YOUR TASK -> Pictures are excluded. Copy exactly, and only, the lines from the one containing "Generate a component that draws this with React and" through the one containing "const COLS = '113px 202px 50px 260px';", both ends included.

[START OF STORED DATA]

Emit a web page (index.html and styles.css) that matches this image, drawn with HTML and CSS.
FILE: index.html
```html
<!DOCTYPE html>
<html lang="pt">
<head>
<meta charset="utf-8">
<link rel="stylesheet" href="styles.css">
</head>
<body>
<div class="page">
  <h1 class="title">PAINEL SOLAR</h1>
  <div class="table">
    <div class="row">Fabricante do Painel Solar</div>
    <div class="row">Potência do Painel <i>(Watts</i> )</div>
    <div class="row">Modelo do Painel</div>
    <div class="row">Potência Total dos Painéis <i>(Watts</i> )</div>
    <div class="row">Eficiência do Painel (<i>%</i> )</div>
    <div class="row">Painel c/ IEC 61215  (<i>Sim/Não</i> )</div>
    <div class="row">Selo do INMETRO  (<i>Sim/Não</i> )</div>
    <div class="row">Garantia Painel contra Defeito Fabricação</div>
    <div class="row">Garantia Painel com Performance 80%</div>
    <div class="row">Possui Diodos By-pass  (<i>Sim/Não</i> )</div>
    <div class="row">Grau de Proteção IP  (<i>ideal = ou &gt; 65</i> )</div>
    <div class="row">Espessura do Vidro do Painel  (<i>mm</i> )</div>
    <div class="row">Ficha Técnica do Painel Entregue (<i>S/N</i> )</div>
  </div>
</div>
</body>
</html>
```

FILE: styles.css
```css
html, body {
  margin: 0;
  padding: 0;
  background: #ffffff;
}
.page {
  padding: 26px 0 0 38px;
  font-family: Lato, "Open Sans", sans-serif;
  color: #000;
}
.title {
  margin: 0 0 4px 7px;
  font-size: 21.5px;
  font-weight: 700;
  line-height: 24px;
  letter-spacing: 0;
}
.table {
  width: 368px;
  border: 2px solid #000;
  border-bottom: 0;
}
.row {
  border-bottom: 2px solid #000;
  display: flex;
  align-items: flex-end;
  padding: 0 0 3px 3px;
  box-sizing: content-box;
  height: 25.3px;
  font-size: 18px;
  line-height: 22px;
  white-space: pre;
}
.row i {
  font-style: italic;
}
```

[END OF STORED DATA]
[START OF STORED DATA]

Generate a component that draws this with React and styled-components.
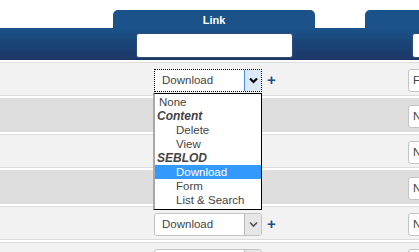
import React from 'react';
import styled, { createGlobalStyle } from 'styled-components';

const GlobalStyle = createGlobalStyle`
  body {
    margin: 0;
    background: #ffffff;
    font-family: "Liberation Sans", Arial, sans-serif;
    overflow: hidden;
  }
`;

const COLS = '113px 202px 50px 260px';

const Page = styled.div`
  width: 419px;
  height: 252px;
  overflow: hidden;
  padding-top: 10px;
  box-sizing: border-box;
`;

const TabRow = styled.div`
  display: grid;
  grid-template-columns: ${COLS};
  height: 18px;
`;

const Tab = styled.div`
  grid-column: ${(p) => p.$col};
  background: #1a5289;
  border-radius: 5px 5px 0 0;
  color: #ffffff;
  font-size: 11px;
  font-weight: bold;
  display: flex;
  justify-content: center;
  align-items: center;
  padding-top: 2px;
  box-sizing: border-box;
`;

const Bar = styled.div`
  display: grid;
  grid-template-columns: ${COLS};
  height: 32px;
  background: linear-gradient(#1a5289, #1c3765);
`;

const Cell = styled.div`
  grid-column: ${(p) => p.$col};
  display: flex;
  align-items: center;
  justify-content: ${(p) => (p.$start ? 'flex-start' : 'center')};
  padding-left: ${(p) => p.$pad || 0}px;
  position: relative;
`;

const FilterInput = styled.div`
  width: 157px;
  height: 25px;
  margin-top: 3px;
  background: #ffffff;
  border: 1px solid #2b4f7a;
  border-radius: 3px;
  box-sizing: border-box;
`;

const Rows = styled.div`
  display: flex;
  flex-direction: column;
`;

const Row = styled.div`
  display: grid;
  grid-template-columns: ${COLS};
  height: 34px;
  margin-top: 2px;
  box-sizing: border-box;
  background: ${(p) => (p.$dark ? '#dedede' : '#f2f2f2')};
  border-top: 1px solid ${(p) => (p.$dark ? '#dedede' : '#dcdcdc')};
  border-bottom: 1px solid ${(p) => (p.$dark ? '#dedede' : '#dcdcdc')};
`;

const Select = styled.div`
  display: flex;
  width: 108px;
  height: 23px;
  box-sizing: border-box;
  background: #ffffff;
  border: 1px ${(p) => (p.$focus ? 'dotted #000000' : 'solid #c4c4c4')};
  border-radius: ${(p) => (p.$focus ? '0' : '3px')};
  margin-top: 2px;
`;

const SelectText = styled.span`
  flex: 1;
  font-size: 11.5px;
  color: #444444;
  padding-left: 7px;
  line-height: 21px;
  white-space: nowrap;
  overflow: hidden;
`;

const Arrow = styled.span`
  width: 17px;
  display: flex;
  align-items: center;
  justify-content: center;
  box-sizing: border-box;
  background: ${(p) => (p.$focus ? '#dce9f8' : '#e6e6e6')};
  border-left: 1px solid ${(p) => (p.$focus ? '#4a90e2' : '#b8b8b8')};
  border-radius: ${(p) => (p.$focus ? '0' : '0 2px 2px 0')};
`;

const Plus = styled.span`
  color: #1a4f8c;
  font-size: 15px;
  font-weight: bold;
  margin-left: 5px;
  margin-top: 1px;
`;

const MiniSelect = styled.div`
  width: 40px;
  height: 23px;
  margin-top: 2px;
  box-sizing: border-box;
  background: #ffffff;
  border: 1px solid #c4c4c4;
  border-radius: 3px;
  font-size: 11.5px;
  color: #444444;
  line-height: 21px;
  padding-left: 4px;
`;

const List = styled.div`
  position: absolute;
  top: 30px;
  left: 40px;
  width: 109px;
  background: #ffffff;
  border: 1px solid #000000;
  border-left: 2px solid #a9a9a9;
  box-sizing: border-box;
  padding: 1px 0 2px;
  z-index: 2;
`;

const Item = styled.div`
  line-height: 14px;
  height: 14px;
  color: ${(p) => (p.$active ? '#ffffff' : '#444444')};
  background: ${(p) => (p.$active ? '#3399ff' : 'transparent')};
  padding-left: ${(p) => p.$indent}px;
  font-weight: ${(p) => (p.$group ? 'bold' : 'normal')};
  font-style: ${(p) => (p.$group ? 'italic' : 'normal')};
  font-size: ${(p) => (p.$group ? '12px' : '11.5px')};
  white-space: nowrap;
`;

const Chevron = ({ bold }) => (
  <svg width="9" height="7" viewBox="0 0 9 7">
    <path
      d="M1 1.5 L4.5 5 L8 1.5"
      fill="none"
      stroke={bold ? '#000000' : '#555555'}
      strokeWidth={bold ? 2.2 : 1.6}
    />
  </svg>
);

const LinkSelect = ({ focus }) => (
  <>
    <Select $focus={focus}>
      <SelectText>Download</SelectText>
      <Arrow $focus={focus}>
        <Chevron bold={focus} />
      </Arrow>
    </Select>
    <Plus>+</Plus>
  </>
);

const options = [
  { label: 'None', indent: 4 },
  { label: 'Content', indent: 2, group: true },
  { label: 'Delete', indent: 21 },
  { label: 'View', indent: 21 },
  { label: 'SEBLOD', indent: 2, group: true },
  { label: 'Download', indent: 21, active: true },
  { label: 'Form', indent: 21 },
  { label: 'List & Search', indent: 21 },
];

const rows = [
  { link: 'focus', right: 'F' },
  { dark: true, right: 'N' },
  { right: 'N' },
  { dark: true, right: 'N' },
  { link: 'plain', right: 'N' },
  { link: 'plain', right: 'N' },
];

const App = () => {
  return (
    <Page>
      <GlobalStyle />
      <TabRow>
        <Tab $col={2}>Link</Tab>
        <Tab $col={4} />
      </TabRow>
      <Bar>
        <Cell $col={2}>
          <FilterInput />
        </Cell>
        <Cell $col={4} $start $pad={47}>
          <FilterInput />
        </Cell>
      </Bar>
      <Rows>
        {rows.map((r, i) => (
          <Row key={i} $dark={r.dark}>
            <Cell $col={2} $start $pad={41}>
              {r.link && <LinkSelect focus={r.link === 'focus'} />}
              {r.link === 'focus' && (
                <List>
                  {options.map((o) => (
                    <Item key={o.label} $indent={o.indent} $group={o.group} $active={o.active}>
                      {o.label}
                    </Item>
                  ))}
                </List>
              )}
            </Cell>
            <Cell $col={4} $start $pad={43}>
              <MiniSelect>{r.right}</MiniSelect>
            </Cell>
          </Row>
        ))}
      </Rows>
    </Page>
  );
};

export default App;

[END OF STORED DATA]
[START OF STORED DATA]

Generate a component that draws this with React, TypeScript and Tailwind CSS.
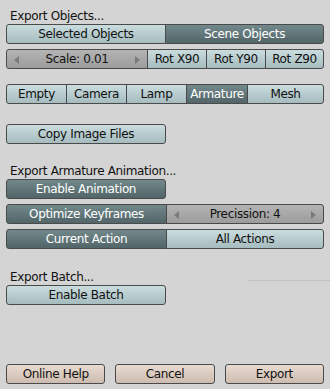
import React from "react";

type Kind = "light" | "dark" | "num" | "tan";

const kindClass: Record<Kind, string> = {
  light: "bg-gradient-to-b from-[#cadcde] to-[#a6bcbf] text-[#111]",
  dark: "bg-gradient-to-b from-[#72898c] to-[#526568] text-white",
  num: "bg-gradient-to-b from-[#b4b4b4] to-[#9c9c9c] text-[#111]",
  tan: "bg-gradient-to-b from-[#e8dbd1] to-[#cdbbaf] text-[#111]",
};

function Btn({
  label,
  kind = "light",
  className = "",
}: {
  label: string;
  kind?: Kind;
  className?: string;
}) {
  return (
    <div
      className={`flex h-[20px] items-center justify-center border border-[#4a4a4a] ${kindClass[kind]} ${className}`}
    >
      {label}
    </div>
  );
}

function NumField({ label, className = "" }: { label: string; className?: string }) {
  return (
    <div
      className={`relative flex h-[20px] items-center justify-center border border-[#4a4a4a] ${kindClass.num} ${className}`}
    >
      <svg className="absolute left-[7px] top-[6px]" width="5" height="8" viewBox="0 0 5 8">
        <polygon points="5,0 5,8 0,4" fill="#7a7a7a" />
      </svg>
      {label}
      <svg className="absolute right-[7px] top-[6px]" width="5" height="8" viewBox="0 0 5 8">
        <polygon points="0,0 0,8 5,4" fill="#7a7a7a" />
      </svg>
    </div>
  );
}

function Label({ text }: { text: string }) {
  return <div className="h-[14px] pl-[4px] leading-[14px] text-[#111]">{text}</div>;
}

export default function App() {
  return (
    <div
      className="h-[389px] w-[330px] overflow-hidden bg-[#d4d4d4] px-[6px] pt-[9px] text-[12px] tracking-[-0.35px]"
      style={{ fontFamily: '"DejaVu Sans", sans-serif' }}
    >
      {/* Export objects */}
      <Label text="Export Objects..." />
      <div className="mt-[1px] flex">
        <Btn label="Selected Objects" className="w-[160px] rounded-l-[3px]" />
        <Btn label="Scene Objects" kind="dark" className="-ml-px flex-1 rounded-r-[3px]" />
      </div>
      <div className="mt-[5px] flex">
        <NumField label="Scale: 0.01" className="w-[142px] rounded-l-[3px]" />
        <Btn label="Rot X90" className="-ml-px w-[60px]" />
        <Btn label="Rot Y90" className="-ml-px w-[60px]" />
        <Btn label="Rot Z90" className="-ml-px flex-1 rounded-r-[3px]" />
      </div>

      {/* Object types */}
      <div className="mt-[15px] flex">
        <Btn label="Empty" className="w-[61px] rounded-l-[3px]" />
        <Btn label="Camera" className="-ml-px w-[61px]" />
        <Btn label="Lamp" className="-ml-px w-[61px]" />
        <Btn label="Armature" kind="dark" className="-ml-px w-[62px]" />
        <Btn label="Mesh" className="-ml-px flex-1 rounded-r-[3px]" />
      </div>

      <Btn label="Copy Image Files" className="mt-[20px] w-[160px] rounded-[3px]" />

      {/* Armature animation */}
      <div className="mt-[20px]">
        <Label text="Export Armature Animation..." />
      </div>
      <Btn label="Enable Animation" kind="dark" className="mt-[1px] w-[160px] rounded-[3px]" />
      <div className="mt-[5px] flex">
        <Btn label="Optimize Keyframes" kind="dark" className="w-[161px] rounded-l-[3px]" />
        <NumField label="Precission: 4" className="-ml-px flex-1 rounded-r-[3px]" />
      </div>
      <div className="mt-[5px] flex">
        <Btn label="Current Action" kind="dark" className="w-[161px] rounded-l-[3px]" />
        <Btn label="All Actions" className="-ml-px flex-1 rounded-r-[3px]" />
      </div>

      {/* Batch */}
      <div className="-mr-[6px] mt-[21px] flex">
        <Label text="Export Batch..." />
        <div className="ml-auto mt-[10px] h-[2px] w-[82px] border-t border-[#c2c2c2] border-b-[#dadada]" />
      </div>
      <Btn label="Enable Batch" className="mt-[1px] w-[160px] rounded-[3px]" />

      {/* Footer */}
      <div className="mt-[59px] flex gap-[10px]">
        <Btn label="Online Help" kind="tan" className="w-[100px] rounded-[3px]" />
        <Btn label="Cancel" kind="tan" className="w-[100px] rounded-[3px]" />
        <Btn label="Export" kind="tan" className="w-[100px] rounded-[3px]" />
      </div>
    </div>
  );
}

[END OF STORED DATA]

EXERCISE RESULT ->
Generate a component that draws this with React and styled-components.
import React from 'react';
import styled, { createGlobalStyle } from 'styled-components';

const GlobalStyle = createGlobalStyle`
  body {
    margin: 0;
    background: #ffffff;
    font-family: "Liberation Sans", Arial, sans-serif;
    overflow: hidden;
  }
`;

const COLS = '113px 202px 50px 260px';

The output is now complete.